The 'haunting' events I - and my sons- witnessed occurred in each of five places that I lived in New England, though they were different in each location. In our Cape Cod house as a teen I saw a figure dressed in an 'international orange' flight suit striding down the hall of my home before simply vanishing. Later I learned that a builder of the home, a member of the Air Force, had been killed in a plane crash before the home was completed.

In my college dorm in Vermont, there repeatedly appeared in one room, during the Lenten season, a misty figure, accompanied by a cold temperature and a 'rotting flowers' smell. That vision also felt 'heavy' and evil. Fortunately, I never again encountered such a feeling.

In another home I saw misty figures moving through the dark, heard rattling door knobs and doors opening and closing, followed by footsteps in the night, and even felt the bed sink like someone sitting down where the footsteps ended. Lights in the basement would not stay turned off. Many times the cat stared intently, following an unseen something descending the stairs. My younger son kept his bedroom lights on all night because of the old man that stared at him through his door at the bottom of the stairs. Through the window, my older son saw 'hooded monk' figures walking outside, toward the home. On separate occasions, in each of their rooms - during Lent - a religious object flew across the room to smash into the opposite wall, terrifying them.

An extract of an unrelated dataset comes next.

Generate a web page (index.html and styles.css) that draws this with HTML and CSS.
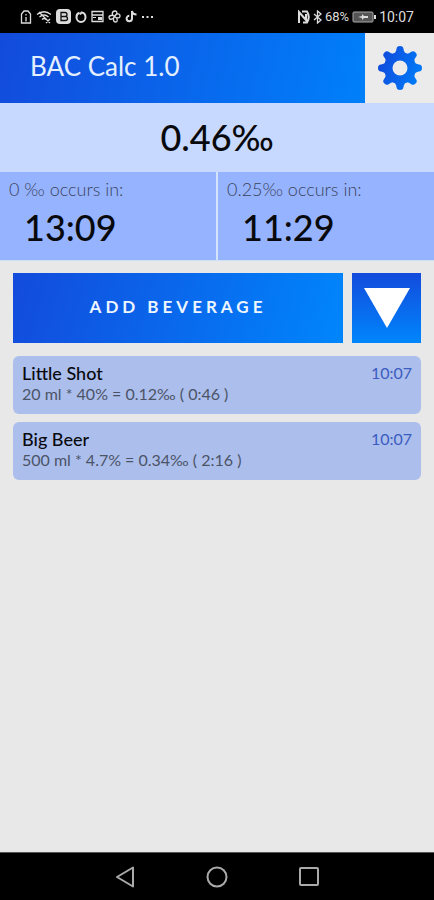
FILE: index.html
```html
<!DOCTYPE html>
<html lang="en">
<head>
<meta charset="utf-8">
<meta name="viewport" content="width=device-width, initial-scale=1">
<title>BAC Calc</title>
<link rel="stylesheet" href="styles.css">
</head>
<body>
<div class="status">
  <div class="status-icons">
    <svg width="12" height="14" viewBox="0 0 12 14"><path d="M1.5 4 4 1h4l2.500 3v9h-9zM6 4v1.500M6 7v4.500" class="line"/></svg>
    <svg width="16" height="14" viewBox="0 0 16 14"><path d="M1 4.500Q8-1 15 4.500M3.500 7Q8 3 12.500 7M6 9.500Q8 7.500 10 9.500M3 2l11 11M10 9l4 4M14 9l-4 4" class="line"/></svg>
    <svg width="15" height="15" viewBox="0 0 15 15"><rect width="15" height="15" rx="4" class="solid"/><path d="M5 3.500h4q2 0 2 2t-2 2H5zm0 4h4.500q2 0 2 2t-2 2H5z" class="dark-line"/></svg>
    <svg width="12" height="14" viewBox="0 0 12 14"><path d="M4.500 2.800C2.500 3.300 1.500 5 1.500 7.200a4.500 4.800 0 0 0 9 0c0-2.700-1.500-4.400-4-4.700L5 4.500" class="line bold"/></svg>
    <svg width="13" height="13" viewBox="0 0 13 13"><path d="M1 1.500h11v10H1zM1 5h11" class="line"/><path d="M7 7h4v3H7zM2 7h3v1H2z" class="solid"/></svg>
    <svg width="13" height="13" viewBox="0 0 13 13"><path d="M6.500 6.500C3 5 4 1 7 1s2 4-.5 5.500C8 3 12 3 12 6s-4 2-5.500.5C10 8 10 12 7.500 12s-2.500-4-1-5.500C5 10 1 10 1 7.500s4-2.500 5.500-1z" class="line"/></svg>
    <svg width="12" height="13" viewBox="0 0 12 13"><path d="M7 8.500a2.700 2.700 0 1 1-2.700-2.700M7 9V1q.5 3.500 4.500 3.500" class="line bold"/></svg>
    <svg width="13" height="13" viewBox="0 0 13 13"><path d="M1 6h2v2H1zM5.500 6h2v2h-2zM10 6h2v2h-2z" class="solid"/></svg>
  </div>
  <div class="status-info">
    <svg width="13" height="14" viewBox="0 0 13 14"><path d="M2 13V2l7 8V4M5 1.500h5q3.500 5.500 0 11H6" class="line bold"/></svg>
    <svg width="9" height="14" viewBox="0 0 9 14"><path d="m1 4 7 6-3.500 3V1L8 4l-7 6" class="line"/></svg>
    <span class="level">68%</span>
    <svg width="24" height="12" viewBox="0 0 24 12"><rect x="1" y="1" width="20" height="10" rx="1" class="cell"/><path d="M22 4h2v4h-2zM6 6l4-1V3l2 2h4v2h-4l-2 2V7z" class="solid"/></svg>
    <time>10:07</time>
  </div>
</div>
<header class="header">
  <h1>BAC Calc 1.0</h1>
  <button class="settings" aria-label="Settings">
    <svg width="44" height="44" viewBox="-22 -22 44 44">
      <defs>
        <linearGradient id="gear" gradientUnits="userSpaceOnUse" x1="-20" y1="-8" x2="20" y2="8"><stop offset="0" stop-color="#104bdc"/><stop offset="1" stop-color="#007bf8"/></linearGradient>
        <path id="tooth" d="M-7-14Q-4-15-3.500-19Q-3.300-22 0-22T3.500-19Q4-15 7-14L4-8H-4z"/>
      </defs>
      <mask id="teeth"><g fill="#fff"><circle r="16"/><use href="#tooth"/><use href="#tooth" transform="rotate(45)"/><use href="#tooth" transform="rotate(90)"/><use href="#tooth" transform="rotate(135)"/><use href="#tooth" transform="rotate(180)"/><use href="#tooth" transform="rotate(225)"/><use href="#tooth" transform="rotate(270)"/><use href="#tooth" transform="rotate(315)"/></g><circle r="7.500" fill="#000"/></mask>
      <rect x="-22" y="-22" width="44" height="44" fill="url(#gear)" mask="url(#teeth)"/>
    </svg>
  </button>
</header>
<main>
  <p class="current">0.46‰</p>
  <section class="forecast">
    <div class="cell-box"><p class="label">0 ‰ occurs in:</p><p class="value">13:09</p></div>
    <div class="cell-box"><p class="label">0.25‰ occurs in:</p><p class="value">11:29</p></div>
  </section>
  <div class="actions">
    <button class="add">ADD BEVERAGE</button>
    <button class="more" aria-label="Choose beverage"><svg width="46" height="40" viewBox="0 0 46 40"><path d="M0 0h46L23 40z" fill="#fff"/></svg></button>
  </div>
  <ul class="drinks">
    <li><div><h2>Little Shot</h2><p>20 ml * 40% = 0.12‰ ( 0:46 )</p></div><time>10:07</time></li>
    <li><div><h2>Big Beer</h2><p>500 ml * 4.7% = 0.34‰ ( 2:16 )</p></div><time>10:07</time></li>
  </ul>
</main>
<nav class="navbar">
  <button aria-label="Back"><svg width="22" height="22" viewBox="0 0 22 22"><path d="M19 1.500v19L3 11z"/></svg></button>
  <button aria-label="Home"><svg width="22" height="22" viewBox="0 0 22 22"><circle cx="11" cy="11" r="9.500"/></svg></button>
  <button aria-label="Recent apps"><svg width="22" height="22" viewBox="0 0 22 22"><rect x="2" y="2" width="18" height="17" rx="1"/></svg></button>
</nav>
</body>
</html>
```
FILE: styles.css
```css
* {
  box-sizing: border-box;
  margin: 0;
  padding: 0;
}

body {
  display: flex;
  flex-direction: column;
  min-height: 100vh;
  background: #e8e8e8;
  color: #08090c;
  font-family: Lato, "Open Sans", sans-serif;
}

button {
  border: 0;
  background: none;
  color: inherit;
  font: inherit;
}

svg {
  display: block;
}

.status {
  display: flex;
  justify-content: space-between;
  align-items: center;
  height: 33px;
  padding: 0 20px;
  background: #000;
  color: #ddd;
  font: 14px/20px Roboto, sans-serif;
}

.status-icons,
.status-info {
  display: flex;
  align-items: center;
  gap: 4px;
}

.status-info {
  gap: 3px;
}

.level {
  font-size: 13px;
}

.line,
.dark-line {
  fill: none;
  stroke: #ddd;
  stroke-width: 1.3;
}

.bold {
  stroke-width: 2;
}

.dark-line {
  stroke: #111;
}

.solid {
  fill: #ddd;
}

.cell {
  fill: #555;
  stroke: #aaa;
}

.header {
  display: flex;
  height: 70px;
}

.header h1 {
  flex: 1;
  padding-left: 30px;
  background: linear-gradient(105deg, #134bdc, #0080fa);
  color: #e4efff;
  font-size: 26px;
  font-weight: 400;
  line-height: 66px;
}

.settings {
  display: grid;
  place-items: center;
  width: 69px;
  background: #ebebeb;
}

main {
  flex: 1;
}

.current {
  background: #c8d9ff;
  font-size: 36px;
  font-weight: 500;
  line-height: 69px;
  text-align: center;
}

.forecast {
  display: grid;
  grid-template-columns: 1fr 1fr;
  gap: 2px;
  border-bottom: 1px solid #cfe0f5;
  background: #d3e2fd;
}

.cell-box {
  height: 88px;
  padding: 5px 9px;
  background: #96b3ff;
}

.label {
  color: #3a445c;
  font-size: 18px;
  font-weight: 300;
  line-height: 24px;
}

.value {
  padding-left: 15px;
  font-size: 36px;
  font-weight: 500;
  line-height: 52px;
}

.actions {
  display: flex;
  gap: 9px;
  padding: 12px 13px 13px;
}

.add {
  flex: 1;
  height: 70px;
  padding-bottom: 4px;
  background: linear-gradient(105deg, #134bdc, #0086fc);
  color: #eef6ff;
  font-size: 17px;
  font-weight: 700;
  letter-spacing: 4px;
}

.more {
  display: grid;
  place-items: center;
  width: 69px;
  background: linear-gradient(#134bdc, #0086fc);
}

.drinks {
  display: grid;
  gap: 8px;
  padding: 0 13px;
  list-style: none;
}

.drinks li {
  display: flex;
  justify-content: space-between;
  height: 58px;
  padding: 7px 9px;
  border-radius: 6px;
  background: #acbeec;
}

.drinks h2 {
  font-size: 18px;
  font-weight: 500;
  line-height: 21px;
}

.drinks p {
  color: #4b5467;
  font-size: 16px;
  line-height: 20px;
}

.drinks time {
  color: #3b5cc0;
  font-size: 16px;
  line-height: 20px;
}

.navbar {
  display: flex;
  justify-content: center;
  align-items: center;
  gap: 70px;
  height: 48px;
  border-top: 1px solid #555;
  background: #000;
}

.navbar svg {
  fill: none;
  stroke: #aaa;
  stroke-width: 2;
  stroke-linejoin: round;
}
```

As teens, my sons relied upon the 'spooks' - they'd always hear the sounds of the door and footsteps minutes before we'd return home - giving them enough time to clean up the party and herd their guests out the front door as we came in the back!

My husband's grandfather had died in the home - in the room my younger son occupied (we never told him about that!) - but he was just an average guy. Part of the home had been built with wood from the old Catholic church a few houses away - a church that had recurring incidents of satanic-style vandalism. Odd things also happened in the homes that flanked ours, one of which was owned by a priest who used it only occasionally. He once inquired of us as to whether we'd seen anyone there in his absence, because the furniture had been rearranged!

During Lent, our house went nuts each year, with events escalating. One morning I found a bouquet of flowers out of their vase, standing stem-up in the center of the living room floor. I sought help from the Warrens, the noted 'ghost hunters'. After taking the steps recommended by the Warrens, life was uneventful - until we moved. Even before they moved in, the new owners were commenting to our mutual friends on odd noises and the basement lights being on all the time!

For more than a decade, living in other parts of the country, things have been completely quiet re: 'haunting' events, but the dreams and 'knowing' still occur. I awoke one morning last fall thinking of my older son and a house fire - he phoned an hour later to tell me they were OK, but their house was a total loss. (My younger son also had a forewarning the day before the fire). I recently dreamed of my step-father's death a month before it occurred. I do not read books or watch 'entertainment' involving the occult, because that seems to stimulate such occurrences in my life. My sons now have children - will this curse / blessing affect yet another generation? Time will tell.

Thanks for the opportunity to 'unload' all this - it's something I really can't discuss with any but my closest friends - who nearly always have similar tales of their own. We must attract one another!